Aim » Report each line of the data that includes the word "components".

Given information »
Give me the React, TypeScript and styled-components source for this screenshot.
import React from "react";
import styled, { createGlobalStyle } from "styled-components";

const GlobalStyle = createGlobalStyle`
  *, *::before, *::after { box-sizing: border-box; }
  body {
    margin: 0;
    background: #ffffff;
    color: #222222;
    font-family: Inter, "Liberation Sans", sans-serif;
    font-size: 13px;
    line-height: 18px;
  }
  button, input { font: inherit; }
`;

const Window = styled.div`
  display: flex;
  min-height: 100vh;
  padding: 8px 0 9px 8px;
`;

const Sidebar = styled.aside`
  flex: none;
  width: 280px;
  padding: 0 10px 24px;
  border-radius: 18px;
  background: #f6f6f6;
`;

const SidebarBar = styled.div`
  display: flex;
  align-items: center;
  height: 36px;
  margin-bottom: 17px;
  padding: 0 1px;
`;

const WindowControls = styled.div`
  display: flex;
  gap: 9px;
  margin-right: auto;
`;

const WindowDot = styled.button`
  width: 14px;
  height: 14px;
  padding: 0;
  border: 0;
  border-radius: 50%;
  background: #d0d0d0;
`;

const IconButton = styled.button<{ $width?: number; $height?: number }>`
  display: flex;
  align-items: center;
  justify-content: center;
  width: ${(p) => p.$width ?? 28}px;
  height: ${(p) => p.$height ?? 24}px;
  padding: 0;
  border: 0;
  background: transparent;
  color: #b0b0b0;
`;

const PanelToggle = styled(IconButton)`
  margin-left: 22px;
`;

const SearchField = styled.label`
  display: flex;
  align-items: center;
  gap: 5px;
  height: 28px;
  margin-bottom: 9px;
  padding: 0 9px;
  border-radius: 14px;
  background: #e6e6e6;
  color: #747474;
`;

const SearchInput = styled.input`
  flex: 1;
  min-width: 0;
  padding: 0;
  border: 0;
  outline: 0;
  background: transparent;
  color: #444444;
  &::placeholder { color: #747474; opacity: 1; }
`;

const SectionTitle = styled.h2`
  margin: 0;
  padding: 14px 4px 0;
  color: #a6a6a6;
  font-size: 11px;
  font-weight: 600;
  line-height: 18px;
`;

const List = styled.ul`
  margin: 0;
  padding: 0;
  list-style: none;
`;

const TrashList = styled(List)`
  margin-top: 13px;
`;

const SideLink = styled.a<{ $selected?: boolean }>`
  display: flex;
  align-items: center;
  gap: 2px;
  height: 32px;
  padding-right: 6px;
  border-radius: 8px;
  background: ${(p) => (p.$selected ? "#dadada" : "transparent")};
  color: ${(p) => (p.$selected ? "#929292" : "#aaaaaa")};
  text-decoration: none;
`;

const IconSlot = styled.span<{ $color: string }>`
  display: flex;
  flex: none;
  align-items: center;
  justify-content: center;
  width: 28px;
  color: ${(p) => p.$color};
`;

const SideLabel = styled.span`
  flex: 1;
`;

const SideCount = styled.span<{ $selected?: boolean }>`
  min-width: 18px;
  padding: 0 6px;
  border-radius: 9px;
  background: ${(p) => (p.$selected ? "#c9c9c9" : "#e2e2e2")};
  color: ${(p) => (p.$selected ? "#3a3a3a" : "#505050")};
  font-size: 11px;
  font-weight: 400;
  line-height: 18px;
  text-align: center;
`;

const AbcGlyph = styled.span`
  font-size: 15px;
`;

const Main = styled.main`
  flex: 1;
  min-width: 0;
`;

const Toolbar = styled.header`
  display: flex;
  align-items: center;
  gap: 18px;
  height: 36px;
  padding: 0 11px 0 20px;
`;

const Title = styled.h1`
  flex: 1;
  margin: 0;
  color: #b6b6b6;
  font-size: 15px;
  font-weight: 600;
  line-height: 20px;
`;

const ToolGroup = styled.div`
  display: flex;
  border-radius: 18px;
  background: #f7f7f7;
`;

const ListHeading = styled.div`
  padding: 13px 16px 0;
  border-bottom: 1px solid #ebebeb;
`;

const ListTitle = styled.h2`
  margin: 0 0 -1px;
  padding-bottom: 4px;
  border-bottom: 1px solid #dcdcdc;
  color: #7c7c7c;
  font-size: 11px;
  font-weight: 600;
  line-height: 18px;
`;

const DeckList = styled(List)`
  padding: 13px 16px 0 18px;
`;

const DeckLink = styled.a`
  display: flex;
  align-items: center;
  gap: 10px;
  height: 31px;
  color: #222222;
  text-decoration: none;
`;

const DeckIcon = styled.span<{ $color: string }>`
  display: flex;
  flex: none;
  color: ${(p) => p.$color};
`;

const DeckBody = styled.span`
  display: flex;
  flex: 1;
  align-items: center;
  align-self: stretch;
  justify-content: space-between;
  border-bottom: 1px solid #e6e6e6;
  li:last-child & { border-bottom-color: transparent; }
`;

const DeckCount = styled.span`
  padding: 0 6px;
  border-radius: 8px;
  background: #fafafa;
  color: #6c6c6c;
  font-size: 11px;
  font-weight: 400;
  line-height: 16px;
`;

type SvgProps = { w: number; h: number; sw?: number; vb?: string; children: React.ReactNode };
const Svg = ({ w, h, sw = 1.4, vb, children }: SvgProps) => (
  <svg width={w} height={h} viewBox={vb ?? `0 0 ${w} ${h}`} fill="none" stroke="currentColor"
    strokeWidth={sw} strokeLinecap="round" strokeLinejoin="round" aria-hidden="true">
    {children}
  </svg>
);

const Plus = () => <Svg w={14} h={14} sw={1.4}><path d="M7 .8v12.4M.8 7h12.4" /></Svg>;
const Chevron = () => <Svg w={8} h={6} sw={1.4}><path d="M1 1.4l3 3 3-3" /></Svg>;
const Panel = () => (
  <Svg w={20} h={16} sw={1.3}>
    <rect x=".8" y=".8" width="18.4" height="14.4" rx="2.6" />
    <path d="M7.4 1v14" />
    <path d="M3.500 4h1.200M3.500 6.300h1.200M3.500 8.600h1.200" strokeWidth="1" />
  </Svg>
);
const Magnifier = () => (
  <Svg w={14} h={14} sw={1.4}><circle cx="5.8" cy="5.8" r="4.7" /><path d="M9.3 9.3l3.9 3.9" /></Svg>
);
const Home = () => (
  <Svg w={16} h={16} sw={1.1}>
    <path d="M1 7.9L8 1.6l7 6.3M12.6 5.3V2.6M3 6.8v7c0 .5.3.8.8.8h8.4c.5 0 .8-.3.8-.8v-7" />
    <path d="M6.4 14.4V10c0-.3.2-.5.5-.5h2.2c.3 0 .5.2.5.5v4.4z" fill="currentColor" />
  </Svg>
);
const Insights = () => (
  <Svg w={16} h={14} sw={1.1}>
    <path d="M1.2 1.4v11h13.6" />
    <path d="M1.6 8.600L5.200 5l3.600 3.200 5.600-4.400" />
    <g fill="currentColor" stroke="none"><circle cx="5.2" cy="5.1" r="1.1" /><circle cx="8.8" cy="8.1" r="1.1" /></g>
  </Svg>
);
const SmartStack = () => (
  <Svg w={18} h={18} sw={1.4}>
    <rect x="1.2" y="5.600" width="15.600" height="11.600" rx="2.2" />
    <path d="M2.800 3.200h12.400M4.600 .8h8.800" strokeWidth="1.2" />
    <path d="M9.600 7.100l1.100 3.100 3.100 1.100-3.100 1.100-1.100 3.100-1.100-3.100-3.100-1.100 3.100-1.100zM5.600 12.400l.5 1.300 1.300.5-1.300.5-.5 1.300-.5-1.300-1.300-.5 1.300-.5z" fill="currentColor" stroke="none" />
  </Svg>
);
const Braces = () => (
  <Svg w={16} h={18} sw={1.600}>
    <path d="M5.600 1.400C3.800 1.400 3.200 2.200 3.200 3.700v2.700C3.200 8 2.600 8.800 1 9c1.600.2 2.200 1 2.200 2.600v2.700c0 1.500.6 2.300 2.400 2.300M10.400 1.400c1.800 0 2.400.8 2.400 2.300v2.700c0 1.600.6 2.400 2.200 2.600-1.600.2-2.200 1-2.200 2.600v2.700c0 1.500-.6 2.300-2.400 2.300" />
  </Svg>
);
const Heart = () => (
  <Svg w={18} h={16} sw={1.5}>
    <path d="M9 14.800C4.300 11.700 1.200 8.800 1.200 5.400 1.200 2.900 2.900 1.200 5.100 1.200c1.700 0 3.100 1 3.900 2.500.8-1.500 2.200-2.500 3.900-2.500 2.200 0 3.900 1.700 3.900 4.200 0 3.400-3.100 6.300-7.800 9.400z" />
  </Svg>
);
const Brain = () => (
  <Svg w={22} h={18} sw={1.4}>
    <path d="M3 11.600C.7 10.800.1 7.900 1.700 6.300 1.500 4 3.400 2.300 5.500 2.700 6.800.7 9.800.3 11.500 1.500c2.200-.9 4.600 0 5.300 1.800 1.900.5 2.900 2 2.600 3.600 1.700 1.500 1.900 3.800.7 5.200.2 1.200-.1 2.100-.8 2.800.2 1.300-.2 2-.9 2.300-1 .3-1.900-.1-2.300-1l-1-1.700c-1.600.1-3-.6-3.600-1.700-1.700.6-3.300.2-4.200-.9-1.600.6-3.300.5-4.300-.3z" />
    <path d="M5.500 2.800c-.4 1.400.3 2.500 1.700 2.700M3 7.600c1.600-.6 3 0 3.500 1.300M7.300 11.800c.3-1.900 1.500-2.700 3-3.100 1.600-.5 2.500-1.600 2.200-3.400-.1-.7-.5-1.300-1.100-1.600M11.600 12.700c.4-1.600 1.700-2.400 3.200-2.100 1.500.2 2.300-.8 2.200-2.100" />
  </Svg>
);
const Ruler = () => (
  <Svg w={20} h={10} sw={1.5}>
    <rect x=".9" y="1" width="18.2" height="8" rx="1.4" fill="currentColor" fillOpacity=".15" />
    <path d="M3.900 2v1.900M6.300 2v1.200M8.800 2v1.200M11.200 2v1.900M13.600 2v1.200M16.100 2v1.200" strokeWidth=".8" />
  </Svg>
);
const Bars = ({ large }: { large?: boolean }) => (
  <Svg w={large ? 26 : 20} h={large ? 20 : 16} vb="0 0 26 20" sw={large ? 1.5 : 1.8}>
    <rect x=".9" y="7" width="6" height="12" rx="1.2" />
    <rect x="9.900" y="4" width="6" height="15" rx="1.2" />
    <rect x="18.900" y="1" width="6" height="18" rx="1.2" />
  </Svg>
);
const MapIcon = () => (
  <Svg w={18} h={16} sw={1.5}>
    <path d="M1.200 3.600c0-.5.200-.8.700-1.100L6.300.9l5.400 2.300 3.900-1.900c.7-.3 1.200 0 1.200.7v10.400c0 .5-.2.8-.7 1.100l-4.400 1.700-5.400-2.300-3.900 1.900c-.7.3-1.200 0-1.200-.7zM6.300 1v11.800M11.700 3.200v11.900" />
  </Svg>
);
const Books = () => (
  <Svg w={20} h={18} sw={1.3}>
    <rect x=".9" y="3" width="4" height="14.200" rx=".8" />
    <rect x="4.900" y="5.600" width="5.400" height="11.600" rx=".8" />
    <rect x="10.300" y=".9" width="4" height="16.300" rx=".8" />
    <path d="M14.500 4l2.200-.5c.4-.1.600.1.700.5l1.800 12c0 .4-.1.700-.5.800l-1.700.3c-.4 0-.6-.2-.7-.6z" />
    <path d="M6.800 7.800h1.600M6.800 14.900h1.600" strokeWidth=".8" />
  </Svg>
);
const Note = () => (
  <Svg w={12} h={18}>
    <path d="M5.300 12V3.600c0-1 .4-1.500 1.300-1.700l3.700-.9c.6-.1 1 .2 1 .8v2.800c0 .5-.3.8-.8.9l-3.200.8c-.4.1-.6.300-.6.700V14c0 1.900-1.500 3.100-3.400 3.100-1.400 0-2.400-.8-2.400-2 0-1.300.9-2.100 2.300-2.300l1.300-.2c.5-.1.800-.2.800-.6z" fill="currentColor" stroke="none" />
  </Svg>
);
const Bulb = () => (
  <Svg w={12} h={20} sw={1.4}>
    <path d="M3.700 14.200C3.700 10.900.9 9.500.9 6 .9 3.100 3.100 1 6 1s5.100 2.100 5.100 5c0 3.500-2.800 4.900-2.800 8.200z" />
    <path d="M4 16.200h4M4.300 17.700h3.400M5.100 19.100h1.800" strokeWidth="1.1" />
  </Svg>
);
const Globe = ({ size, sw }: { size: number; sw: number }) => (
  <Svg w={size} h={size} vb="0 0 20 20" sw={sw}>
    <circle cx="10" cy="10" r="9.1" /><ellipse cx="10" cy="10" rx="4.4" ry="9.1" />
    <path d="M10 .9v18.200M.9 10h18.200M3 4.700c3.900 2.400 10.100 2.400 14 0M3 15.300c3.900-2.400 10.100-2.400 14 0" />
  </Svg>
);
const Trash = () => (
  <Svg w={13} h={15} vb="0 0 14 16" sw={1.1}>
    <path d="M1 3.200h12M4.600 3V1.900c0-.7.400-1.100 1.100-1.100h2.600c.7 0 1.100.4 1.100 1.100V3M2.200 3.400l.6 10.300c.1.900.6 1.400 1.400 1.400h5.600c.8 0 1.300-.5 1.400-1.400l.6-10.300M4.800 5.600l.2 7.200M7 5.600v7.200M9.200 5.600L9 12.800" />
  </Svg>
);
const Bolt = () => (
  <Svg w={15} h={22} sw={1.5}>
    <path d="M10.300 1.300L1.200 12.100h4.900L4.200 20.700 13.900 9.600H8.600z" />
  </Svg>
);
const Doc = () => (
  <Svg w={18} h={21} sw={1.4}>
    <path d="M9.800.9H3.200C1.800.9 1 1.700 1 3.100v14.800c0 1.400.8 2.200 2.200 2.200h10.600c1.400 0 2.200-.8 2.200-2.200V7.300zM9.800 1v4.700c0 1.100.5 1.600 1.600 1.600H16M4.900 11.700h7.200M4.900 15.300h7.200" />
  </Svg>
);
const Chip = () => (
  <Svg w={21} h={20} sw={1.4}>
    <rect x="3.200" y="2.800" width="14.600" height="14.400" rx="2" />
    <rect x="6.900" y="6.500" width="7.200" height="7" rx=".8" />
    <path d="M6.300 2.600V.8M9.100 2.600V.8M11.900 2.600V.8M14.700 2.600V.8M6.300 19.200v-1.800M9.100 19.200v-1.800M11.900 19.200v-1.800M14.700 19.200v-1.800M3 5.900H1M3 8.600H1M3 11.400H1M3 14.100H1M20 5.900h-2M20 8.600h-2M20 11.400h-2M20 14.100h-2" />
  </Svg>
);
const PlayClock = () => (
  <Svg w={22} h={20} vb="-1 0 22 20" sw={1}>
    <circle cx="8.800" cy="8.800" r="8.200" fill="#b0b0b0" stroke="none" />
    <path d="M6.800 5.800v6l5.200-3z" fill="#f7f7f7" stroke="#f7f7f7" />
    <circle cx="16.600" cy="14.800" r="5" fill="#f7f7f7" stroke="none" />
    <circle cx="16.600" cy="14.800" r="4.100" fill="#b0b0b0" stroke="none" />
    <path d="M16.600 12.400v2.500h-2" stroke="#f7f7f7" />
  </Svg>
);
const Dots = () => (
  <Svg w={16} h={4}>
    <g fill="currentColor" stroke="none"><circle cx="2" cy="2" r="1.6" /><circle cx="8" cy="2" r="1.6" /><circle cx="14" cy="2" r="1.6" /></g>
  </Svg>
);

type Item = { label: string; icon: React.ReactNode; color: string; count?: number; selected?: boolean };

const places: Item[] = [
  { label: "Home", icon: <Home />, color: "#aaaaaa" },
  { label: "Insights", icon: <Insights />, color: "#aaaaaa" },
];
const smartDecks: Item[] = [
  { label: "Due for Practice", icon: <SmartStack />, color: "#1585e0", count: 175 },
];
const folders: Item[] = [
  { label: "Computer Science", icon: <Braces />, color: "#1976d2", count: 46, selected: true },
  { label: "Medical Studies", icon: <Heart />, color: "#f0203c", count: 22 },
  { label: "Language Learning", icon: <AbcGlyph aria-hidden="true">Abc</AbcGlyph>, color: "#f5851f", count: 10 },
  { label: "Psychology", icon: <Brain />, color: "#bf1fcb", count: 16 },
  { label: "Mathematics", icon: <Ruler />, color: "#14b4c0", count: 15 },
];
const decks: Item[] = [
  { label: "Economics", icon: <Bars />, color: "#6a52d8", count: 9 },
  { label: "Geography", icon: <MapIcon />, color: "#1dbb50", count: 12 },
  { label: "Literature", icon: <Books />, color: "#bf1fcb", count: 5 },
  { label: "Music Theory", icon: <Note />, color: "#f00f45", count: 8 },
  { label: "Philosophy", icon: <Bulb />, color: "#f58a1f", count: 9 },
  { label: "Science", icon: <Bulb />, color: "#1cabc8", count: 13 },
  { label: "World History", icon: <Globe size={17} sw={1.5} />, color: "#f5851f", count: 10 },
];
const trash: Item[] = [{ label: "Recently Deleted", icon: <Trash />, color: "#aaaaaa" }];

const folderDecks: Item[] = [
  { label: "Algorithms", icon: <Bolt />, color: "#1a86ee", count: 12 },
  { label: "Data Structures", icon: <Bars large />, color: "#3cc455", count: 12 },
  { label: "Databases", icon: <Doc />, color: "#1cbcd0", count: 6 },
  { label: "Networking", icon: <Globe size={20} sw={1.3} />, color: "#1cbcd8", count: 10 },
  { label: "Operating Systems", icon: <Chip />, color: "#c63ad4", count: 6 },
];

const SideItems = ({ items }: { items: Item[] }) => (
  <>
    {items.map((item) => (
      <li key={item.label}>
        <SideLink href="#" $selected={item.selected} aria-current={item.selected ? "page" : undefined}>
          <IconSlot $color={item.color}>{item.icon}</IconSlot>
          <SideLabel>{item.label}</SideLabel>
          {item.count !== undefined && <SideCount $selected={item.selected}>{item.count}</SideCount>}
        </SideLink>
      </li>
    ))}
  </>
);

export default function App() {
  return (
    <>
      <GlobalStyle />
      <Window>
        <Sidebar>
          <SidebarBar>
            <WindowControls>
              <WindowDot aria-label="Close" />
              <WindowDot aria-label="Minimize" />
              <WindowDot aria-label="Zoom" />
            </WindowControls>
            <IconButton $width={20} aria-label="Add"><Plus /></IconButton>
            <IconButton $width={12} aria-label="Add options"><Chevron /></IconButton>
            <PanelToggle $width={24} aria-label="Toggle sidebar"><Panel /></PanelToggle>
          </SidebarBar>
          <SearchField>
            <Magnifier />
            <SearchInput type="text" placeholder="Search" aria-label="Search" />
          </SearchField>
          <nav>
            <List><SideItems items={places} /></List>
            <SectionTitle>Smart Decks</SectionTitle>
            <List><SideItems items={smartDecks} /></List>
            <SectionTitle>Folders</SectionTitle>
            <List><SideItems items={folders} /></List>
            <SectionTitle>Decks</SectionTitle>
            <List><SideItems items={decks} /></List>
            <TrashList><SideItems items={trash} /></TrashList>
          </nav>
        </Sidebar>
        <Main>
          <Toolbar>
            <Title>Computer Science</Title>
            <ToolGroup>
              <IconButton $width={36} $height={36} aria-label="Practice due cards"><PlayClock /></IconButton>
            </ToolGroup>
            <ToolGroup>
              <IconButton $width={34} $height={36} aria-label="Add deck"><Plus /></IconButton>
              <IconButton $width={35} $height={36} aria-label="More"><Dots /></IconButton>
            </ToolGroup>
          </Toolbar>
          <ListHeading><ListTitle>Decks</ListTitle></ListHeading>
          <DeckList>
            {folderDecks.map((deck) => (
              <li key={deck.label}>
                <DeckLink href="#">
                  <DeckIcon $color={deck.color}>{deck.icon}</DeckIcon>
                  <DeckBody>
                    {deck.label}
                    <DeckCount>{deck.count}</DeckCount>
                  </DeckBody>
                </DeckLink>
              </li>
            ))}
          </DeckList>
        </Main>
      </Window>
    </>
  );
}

Right answer »
Give me the React, TypeScript and styled-components source for this screenshot.
import styled, { createGlobalStyle } from "styled-components";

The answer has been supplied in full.